Deiter May 28, 2016 at 7:18 am

Mr. Page, I believe this already was an appeal from a Process 2 (staff decision?) so the matter is DONE at planning comm. I believe the only way to stop this now is to file an environmental lawsuit challenging the projects conformance with the Community Plan.


Jarvis Ross May 29, 2016 at 11:25 pm

Mr. Dieter you are incorrect.
As Geoff Page correctly pointed out under Muni code 112.0508 Process Four Appeals within ten days f the Planning Commission decision it can be appealed to be heard before the city council.


Lyle May 30, 2016 at 8:59 am

The Notice of Decision of 8-16-15 says this is a Process 2 project. I could find no document saying this is a Process 4; perhaps Geoff or Jarvis could provide that.

The Notice of Public hearing of 5-12-16 says “The decision made by the Planning Commission is the final decision by the City.” And that it is not appealable to the coastal commission.

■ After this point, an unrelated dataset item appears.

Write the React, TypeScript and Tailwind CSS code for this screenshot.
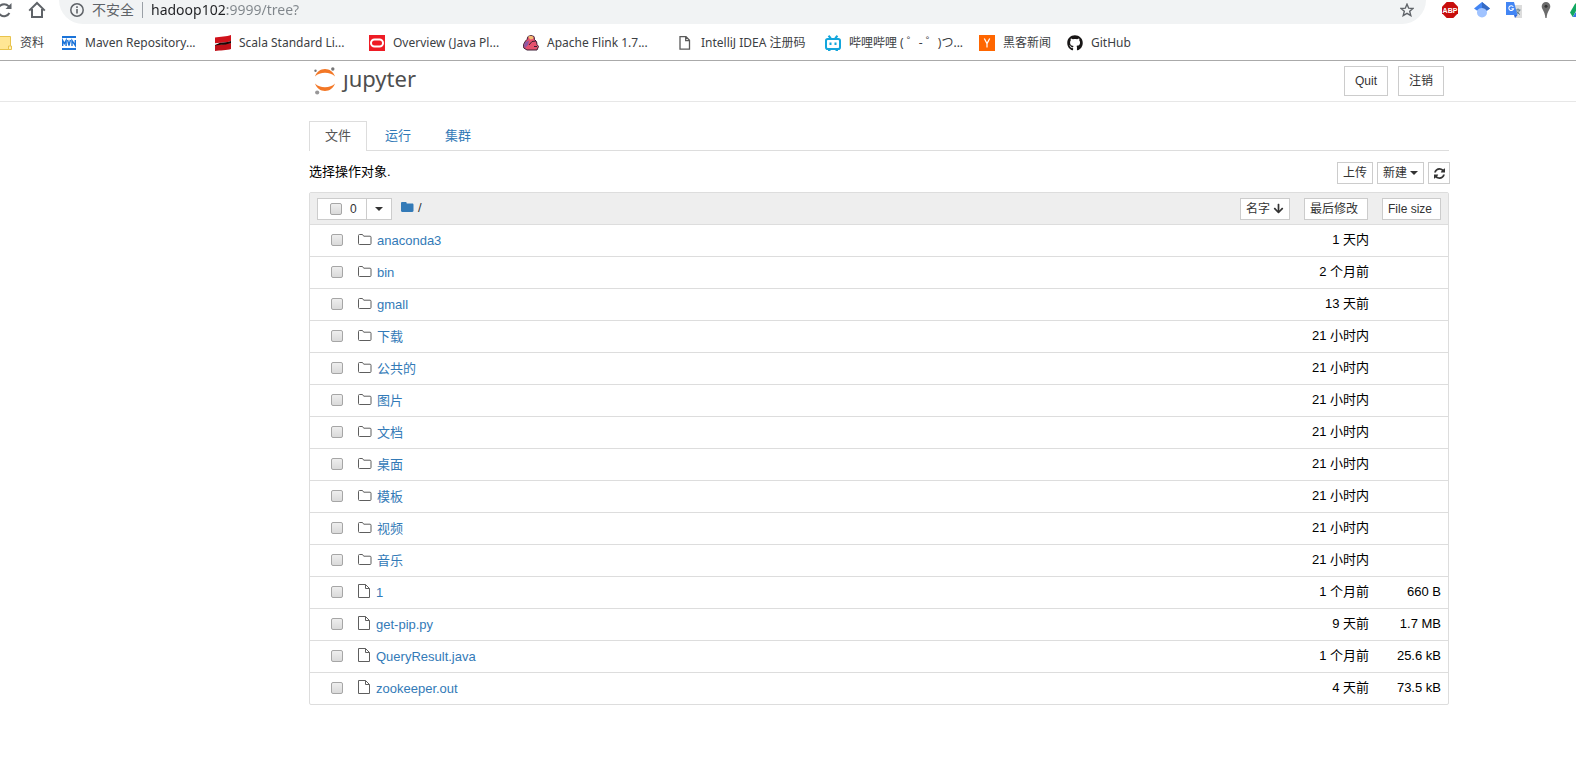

Jarvis Ross May 30, 2016 at 2:01 pm

The hearing was a process 2 it’s the Appeal that is a process 4….look it up in the municipal code 11 appeal number 4 (Note there are 5 different appeal processes.)
I the past developer projects have typically been opposed by community planning boards and approved by developer services department. Then they were appealed by Planning Boards to the Planning Commission. The latter being comprised of realtors , archectects, and former Planning Department members typically supports ( no surprise) supports the developer. Then it can be appealed to the city council. If the city council supports the developer as in a recent case it did . Then it went to court and the court ruled against the city and the developer.


Geoff Page May 31, 2016 at 9:05 am

Jarvis has it correct Lyle and Dieter. In addition to what he described, the project may also be appealed to the Coastal Commission if it required a Coastal Development permit and I’m sure it did because of its proximity to the ocean.